The International Literacy Association (ILA) Standards for the Preparation of Literacy Professionals (2018) state:

STANDARD 4: DIVERSITY AND EQUITY Candidates examine their own culture and beliefs; set high expectations for their students; learn about and appreciate the cultures of their students, families, and communities to inform instruction.

4.3 Candidates situate diversity as a core asset in instructional planning, teaching, and selecting texts and materials (p. 72).

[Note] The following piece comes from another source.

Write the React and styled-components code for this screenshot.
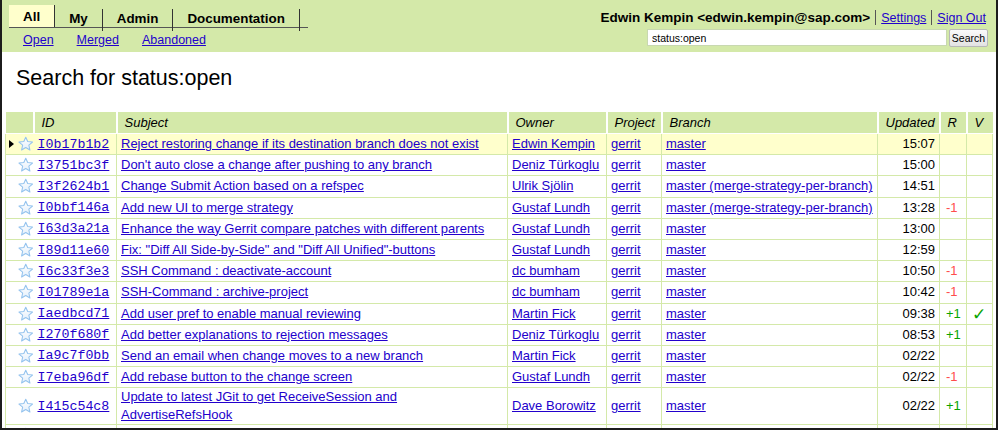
import React from "react";
import styled, { createGlobalStyle } from "styled-components";

const GlobalStyle = createGlobalStyle`
  html, body {
    margin: 0;
    padding: 0;
    background: #ffffff;
  }
  body {
    font-family: "Liberation Sans", Arial, sans-serif;
    font-size: 13px;
    color: #000;
  }
`;

const Frame = styled.div`
  box-sizing: border-box;
  width: 998px;
  height: 430px;
  border: 2px solid #1c1c1c;
  border-top: none;
  overflow: hidden;
  background: #fff;
`;

const TopBar = styled.div`
  display: flex;
  justify-content: space-between;
  background: #d4e9a9;
  height: 52px;
  padding: 5px 8px 0 7px;
  box-sizing: border-box;
`;

const LeftMenu = styled.div`
  display: flex;
  flex-direction: column;
`;

const Tabs = styled.div`
  display: flex;
  border-bottom: 1px solid #555;
  width: 299px;
  height: 23px;
  box-sizing: border-box;
`;

const Tab = styled.div`
  display: flex;
  align-items: center;
  padding: 0 14px;
  font-weight: bold;
  font-size: 13.4px;
  background: ${({ active }) => (active ? "#ffffcc" : "transparent")};
  border-right: 1px solid #333;
  margin: ${({ active }) => (active ? "0" : "4px 0 0")};
  height: ${({ active }) => (active ? "22px" : "18px")};
  padding-bottom: ${({ active }) => (active ? "0" : "4px")};
`;

const SubMenu = styled.div`
  display: flex;
  gap: 23px;
  padding: 5px 0 0 14px;
  font-size: 12.5px;
`;

const Link = styled.a`
  color: #2200cc;
  text-decoration: underline;
  cursor: pointer;
`;

const RightMenu = styled.div`
  display: flex;
  flex-direction: column;
  align-items: flex-end;
`;

const UserLine = styled.div`
  display: flex;
  align-items: center;
  gap: 5px;
  font-size: 12.5px;
  height: 21px;
  margin: 2px 2px 0 0;
`;

const UserName = styled.span`
  font-weight: bold;
  font-size: 13.5px;
`;

const Pipe = styled.span`
  width: 1px;
  height: 15px;
  background: #555;
`;

const SearchRow = styled.div`
  display: flex;
  gap: 2px;
  margin-top: 1px;
`;

const SearchInput = styled.input`
  width: 300px;
  height: 17px;
  box-sizing: border-box;
  border: 1px solid #c8d8b0;
  font-family: "Liberation Sans", Arial, sans-serif;
  font-size: 10.5px;
  padding: 0 4px;
  background: #fff;
  outline: none;
`;

const SearchButton = styled.button`
  width: 39px;
  height: 18px;
  box-sizing: border-box;
  border: 1px solid #b8b8b8;
  border-radius: 2px;
  background: linear-gradient(#fafafa, #e2e2e2);
  font-family: "Liberation Sans", Arial, sans-serif;
  font-size: 10.5px;
  padding: 0;
  color: #000;
`;

const Title = styled.h1`
  margin: 0;
  padding: 14px 0 0 14px;
  height: 60px;
  box-sizing: border-box;
  font-weight: normal;
  font-size: 21.5px;
`;

const Table = styled.table`
  border-collapse: collapse;
  margin-left: 3px;
  width: 987px;
  table-layout: fixed;
`;

const HeadCell = styled.th`
  background: #d4e9a9;
  font-weight: normal;
  font-style: italic;
  text-align: ${({ right }) => (right ? "right" : "left")};
  padding: 0 5px 0 7px;
  height: 21px;
  border-left: 2px solid #fff;
  border-bottom: 1px solid #fff;
  &:first-child {
    border-left: none;
  }
`;

const Row = styled.tr`
  background: ${({ current }) => (current ? "#ffffcc" : "#fff")};
`;

const Cell = styled.td`
  height: 20.2px;
  padding: 0 4px;
  border: 1px solid #d4e9a9;
  border-right: ${({ noRight }) => (noRight ? "none" : "1px solid #d4e9a9")};
  border-left: ${({ noLeft }) => (noLeft ? "none" : "1px solid #d4e9a9")};
  text-align: ${({ right }) => (right ? "right" : "left")};
  white-space: ${({ wrap }) => (wrap ? "normal" : "nowrap")};
  line-height: 18px;
  vertical-align: middle;
`;

const IconCell = styled(Cell)`
  padding: 0 0 0 3px;
`;

const ScoreCell = styled(Cell)`
  padding: 0 0 0 6px;
`;

const IconBox = styled.div`
  display: flex;
  align-items: center;
  gap: 4px;
`;

const Pointer = styled.span`
  width: 0;
  height: 0;
  border-top: 4px solid transparent;
  border-bottom: 4px solid transparent;
  border-left: 5px solid ${({ show }) => (show ? "#000" : "transparent")};
`;

const IdLink = styled(Link)`
  font-family: "Liberation Mono", "Courier New", monospace;
  font-size: 13.3px;
`;

const Score = styled.span`
  color: ${({ positive }) => (positive ? "#08a400" : "#ff4d4d")};
`;

const Check = styled.span`
  color: #08a400;
  font-size: 17px;
  font-family: "DejaVu Sans", sans-serif;
  display: block;
  padding-left: 1px;
`;

const Star = () => (
  <svg width="16" height="16" viewBox="0 0 16 16">
    <defs>
      <linearGradient id="sg" x1="0" y1="0" x2="0" y2="1">
        <stop offset="0" stopColor="#ffffff" />
        <stop offset="1" stopColor="#e3effb" />
      </linearGradient>
    </defs>
    <path
      d="M8 1 L10 5.5 L15 6 L11.2 9.2 L12.3 14.2 L8 11.6 L3.7 14.2 L4.8 9.2 L1 6 L6 5.5 Z"
      fill="url(#sg)"
      stroke="#94c3ee"
      strokeWidth="1.1"
      strokeLinejoin="round"
    />
  </svg>
);

const changes = [
  ["I0b17b1b2", "Reject restoring change if its destination branch does not exist", "Edwin Kempin", "master", "15:07", "", ""],
  ["I3751bc3f", "Don't auto close a change after pushing to any branch", "Deniz Türkoglu", "master", "15:00", "", ""],
  ["I3f2624b1", "Change Submit Action based on a refspec", "Ulrik Sjölin", "master (merge-strategy-per-branch)", "14:51", "", ""],
  ["I0bbf146a", "Add new UI to merge strategy", "Gustaf Lundh", "master (merge-strategy-per-branch)", "13:28", "-1", ""],
  ["I63d3a21a", "Enhance the way Gerrit compare patches with different parents", "Gustaf Lundh", "master", "13:00", "", ""],
  ["I89d11e60", "Fix: \"Diff All Side-by-Side\" and \"Diff All Unified\"-buttons", "Gustaf Lundh", "master", "12:59", "", ""],
  ["I6c33f3e3", "SSH Command : deactivate-account", "dc bumham", "master", "10:50", "-1", ""],
  ["I01789e1a", "SSH-Command : archive-project", "dc bumham", "master", "10:42", "-1", ""],
  ["Iaedbcd71", "Add user pref to enable manual reviewing", "Martin Fick", "master", "09:38", "+1", "ok"],
  ["I270f680f", "Add better explanations to rejection messages", "Deniz Türkoglu", "master", "08:53", "+1", ""],
  ["Ia9c7f0bb", "Send an email when change moves to a new branch", "Martin Fick", "master", "02/22", "", ""],
  ["I7eba96df", "Add rebase button to the change screen", "Gustaf Lundh", "master", "02/22", "-1", ""],
  ["I415c54c8", "Update to latest JGit to get ReceiveSession and AdvertiseRefsHook", "Dave Borowitz", "master", "02/22", "+1", ""],
  ["", "", "", "", "", "", ""],
];

export default function App() {
  return (
    <>
      <GlobalStyle />
      <Frame>
        <TopBar>
          <LeftMenu>
            <Tabs>
              <Tab active>All</Tab>
              <Tab>My</Tab>
              <Tab>Admin</Tab>
              <Tab>Documentation</Tab>
            </Tabs>
            <SubMenu>
              <Link>Open</Link>
              <Link>Merged</Link>
              <Link>Abandoned</Link>
            </SubMenu>
          </LeftMenu>
          <RightMenu>
            <UserLine>
              <UserName>Edwin Kempin &lt;edwin.kempin@sap.com&gt;</UserName>
              <Pipe />
              <Link>Settings</Link>
              <Pipe />
              <Link>Sign Out</Link>
            </UserLine>
            <SearchRow>
              <SearchInput defaultValue="status:open" />
              <SearchButton>Search</SearchButton>
            </SearchRow>
          </RightMenu>
        </TopBar>
        <Title>Search for status:open</Title>
        <Table>
          <colgroup>
            <col style={{ width: 28 }} />
            <col style={{ width: 83 }} />
            <col style={{ width: 391 }} />
            <col style={{ width: 99 }} />
            <col style={{ width: 55 }} />
            <col style={{ width: 216 }} />
            <col style={{ width: 62 }} />
            <col style={{ width: 27 }} />
            <col style={{ width: 26 }} />
          </colgroup>
          <thead>
            <tr>
              <HeadCell />
              <HeadCell>ID</HeadCell>
              <HeadCell>Subject</HeadCell>
              <HeadCell>Owner</HeadCell>
              <HeadCell>Project</HeadCell>
              <HeadCell>Branch</HeadCell>
              <HeadCell right>Updated</HeadCell>
              <HeadCell>R</HeadCell>
              <HeadCell>V</HeadCell>
            </tr>
          </thead>
          <tbody>
            {changes.map(([id, subject, owner, branch, updated, r, v], i) => (
              <Row key={i} current={i === 0}>
                <IconCell noRight>
                  <IconBox>
                    <Pointer show={i === 0} />
                    <Star />
                  </IconBox>
                </IconCell>
                <Cell noLeft>{id && <IdLink>{id}</IdLink>}</Cell>
                <Cell wrap>{subject && <Link>{subject}</Link>}</Cell>
                <Cell>{owner && <Link>{owner}</Link>}</Cell>
                <Cell>{id && <Link>gerrit</Link>}</Cell>
                <Cell>{branch && <Link>{branch}</Link>}</Cell>
                <Cell right>{updated}</Cell>
                <ScoreCell>{r && <Score positive={r === "+1"}>{r}</Score>}</ScoreCell>
                <Cell>{v && <Check>✓</Check>}</Cell>
              </Row>
            ))}
          </tbody>
        </Table>
      </Frame>
    </>
  );
}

To support developing teachers’ ability to locate “diversity as a core asset” in their planning and instruction, each author built into their online classrooms opportunities for pre- and inservice teachers to read published case studies focused on EL students and/or teachers of ELs to examine them for equity-centered instructional practices and classroom orientations such as valuing linguistic diversity. To do this, participants were encouraged to (a) engage in ongoing dialogue about practices associated with “culturally sustaining” or “linguistically responsive” teaching; (b) evaluate their responses to specific classroom interactions against colleagues’ interpretations in order to deepen their understanding of appropriate practice; and, (c) reflect on the readings and discussions to develop connections between their personal experiences and the theories underlined in the readings.

Key Terms in this Chapter

Advocacy: Noticing issues of equity and acting on them in small and large ways to support traditionally marginalized student populations.

Asynchronous Online Discussion: Computer-mediated, usually text-based communication, such as in a message board or forum, where participants may contribute individually to a topic or discussion on their own time. In online education, this usually occurs within an assigned time-frame, such as a week.

Case Methods: Any of a number of practices used to support learning, such as individual reflection on cases, group discussions of cases, role playing suggested by cases, and the creation and writing of cases.

English Learners (ELs): The term designated by the United States Department of Education for students who speak two or more languages, and for whom English is a second or additional language.

Equity-Centered Instruction: Pedagogical stance that places issues of equity, such as cultural appropriateness, linguistic diversity, and social justice at the heart of teaching and teacher preparation.